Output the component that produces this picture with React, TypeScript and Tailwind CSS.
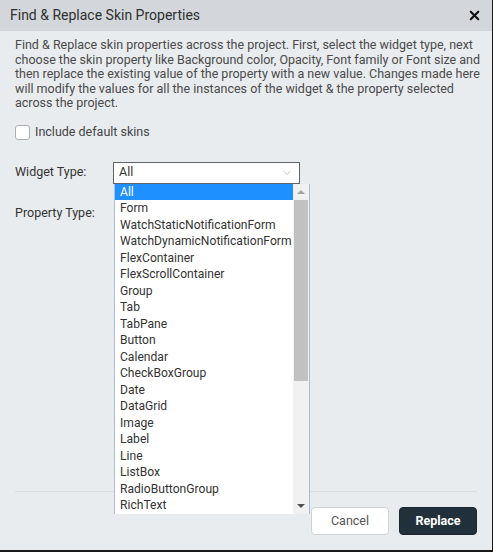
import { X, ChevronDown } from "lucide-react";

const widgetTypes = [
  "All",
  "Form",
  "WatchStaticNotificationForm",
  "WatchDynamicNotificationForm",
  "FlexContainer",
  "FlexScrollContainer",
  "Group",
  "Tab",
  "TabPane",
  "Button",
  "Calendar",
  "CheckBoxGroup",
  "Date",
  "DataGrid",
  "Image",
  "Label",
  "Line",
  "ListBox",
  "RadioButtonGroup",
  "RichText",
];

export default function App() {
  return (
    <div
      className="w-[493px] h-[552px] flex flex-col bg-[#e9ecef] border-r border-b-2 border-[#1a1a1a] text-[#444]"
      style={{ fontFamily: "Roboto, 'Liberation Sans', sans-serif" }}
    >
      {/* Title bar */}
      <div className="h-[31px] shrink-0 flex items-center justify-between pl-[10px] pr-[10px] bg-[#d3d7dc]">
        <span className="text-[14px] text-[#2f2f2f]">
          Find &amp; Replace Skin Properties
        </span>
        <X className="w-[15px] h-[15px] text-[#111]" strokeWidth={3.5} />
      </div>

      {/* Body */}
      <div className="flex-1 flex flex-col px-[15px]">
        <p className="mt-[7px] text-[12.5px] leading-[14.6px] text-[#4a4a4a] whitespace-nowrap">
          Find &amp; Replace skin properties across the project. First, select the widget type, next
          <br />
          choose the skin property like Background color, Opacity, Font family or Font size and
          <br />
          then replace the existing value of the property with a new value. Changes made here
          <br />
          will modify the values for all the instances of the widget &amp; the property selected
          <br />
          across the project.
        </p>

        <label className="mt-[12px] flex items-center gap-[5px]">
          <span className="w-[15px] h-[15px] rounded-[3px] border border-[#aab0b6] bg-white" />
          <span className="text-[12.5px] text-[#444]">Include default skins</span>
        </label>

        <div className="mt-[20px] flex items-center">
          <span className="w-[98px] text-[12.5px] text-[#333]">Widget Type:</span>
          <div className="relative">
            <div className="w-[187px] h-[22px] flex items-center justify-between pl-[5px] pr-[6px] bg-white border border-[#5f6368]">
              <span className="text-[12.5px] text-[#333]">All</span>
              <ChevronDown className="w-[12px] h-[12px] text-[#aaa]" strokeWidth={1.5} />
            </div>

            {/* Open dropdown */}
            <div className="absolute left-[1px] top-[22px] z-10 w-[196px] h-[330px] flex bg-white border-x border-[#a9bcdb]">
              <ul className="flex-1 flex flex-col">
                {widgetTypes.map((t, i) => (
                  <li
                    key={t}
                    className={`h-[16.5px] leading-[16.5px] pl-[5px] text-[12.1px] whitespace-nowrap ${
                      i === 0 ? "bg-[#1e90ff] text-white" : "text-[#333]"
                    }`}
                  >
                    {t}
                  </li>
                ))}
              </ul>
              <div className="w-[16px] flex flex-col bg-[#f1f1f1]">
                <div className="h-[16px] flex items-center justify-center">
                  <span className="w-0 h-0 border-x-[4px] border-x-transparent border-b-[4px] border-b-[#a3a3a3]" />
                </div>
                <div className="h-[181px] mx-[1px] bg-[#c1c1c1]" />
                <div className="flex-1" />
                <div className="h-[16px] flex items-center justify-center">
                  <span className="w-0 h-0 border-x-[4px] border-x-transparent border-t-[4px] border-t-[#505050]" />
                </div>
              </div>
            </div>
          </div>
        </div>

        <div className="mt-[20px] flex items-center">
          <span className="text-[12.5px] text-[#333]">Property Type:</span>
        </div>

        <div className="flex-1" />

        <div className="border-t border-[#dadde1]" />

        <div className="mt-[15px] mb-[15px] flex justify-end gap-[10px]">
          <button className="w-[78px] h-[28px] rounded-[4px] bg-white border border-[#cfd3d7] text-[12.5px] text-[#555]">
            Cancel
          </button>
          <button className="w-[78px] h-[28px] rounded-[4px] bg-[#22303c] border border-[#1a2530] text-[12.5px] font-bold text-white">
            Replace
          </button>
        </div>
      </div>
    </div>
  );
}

• • •

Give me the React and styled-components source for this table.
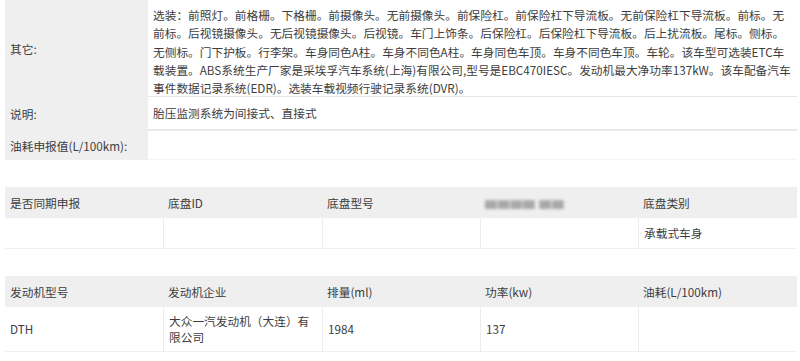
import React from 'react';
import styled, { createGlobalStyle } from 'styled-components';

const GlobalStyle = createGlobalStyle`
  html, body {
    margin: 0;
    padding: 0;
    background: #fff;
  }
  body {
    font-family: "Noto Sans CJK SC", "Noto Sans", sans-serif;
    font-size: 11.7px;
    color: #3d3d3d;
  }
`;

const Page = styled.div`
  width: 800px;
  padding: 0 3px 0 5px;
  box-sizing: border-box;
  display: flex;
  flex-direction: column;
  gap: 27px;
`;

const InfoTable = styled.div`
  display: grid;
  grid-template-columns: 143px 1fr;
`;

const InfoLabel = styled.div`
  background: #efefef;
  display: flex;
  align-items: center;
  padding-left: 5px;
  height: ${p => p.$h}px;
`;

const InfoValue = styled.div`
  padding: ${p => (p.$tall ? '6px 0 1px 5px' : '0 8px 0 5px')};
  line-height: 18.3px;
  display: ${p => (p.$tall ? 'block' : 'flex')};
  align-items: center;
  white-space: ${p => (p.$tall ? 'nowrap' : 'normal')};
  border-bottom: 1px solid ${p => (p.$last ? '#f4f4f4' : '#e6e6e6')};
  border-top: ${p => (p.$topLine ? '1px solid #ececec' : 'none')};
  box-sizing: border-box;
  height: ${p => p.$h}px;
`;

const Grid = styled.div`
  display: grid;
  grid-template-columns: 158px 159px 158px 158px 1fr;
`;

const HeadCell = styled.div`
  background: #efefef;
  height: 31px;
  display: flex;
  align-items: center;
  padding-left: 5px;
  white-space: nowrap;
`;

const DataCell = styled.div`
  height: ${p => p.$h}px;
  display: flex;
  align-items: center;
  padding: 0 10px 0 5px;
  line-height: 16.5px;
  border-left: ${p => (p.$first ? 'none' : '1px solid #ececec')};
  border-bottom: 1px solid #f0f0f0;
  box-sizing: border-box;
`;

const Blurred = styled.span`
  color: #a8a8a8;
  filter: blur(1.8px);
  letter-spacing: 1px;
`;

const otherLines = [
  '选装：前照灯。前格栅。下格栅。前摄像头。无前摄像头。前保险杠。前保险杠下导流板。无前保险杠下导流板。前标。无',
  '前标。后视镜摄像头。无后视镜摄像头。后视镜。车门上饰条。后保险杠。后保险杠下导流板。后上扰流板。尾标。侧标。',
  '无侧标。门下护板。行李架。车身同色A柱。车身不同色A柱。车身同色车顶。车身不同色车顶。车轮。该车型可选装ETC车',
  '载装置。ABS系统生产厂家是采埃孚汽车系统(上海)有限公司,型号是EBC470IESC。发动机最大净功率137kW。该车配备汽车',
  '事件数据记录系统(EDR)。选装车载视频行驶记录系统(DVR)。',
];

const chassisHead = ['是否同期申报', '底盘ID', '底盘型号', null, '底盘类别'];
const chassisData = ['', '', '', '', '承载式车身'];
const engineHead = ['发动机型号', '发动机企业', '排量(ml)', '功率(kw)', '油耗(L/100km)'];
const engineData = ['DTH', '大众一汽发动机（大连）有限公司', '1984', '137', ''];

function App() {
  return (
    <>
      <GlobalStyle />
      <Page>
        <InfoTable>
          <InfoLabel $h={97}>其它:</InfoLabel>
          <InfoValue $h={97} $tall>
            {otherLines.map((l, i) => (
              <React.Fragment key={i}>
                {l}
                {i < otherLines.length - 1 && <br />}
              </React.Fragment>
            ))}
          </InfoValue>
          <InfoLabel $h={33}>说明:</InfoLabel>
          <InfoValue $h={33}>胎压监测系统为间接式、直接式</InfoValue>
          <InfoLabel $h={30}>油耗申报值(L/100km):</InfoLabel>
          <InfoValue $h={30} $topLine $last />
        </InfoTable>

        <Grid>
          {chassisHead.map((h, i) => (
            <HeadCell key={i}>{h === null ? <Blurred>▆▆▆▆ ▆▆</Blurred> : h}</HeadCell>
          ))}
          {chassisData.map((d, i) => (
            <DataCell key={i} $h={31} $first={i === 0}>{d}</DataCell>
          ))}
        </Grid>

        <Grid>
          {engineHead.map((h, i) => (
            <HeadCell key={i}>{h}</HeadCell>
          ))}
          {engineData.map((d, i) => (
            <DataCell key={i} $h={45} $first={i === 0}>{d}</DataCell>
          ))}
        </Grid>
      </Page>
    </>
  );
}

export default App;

• • •

The request —
Which lines include "with"? Copy each of them out.

Task response —
Output the component that produces this picture with React, TypeScript and Tailwind CSS.
          then replace the existing value of the property with a new value. Changes made here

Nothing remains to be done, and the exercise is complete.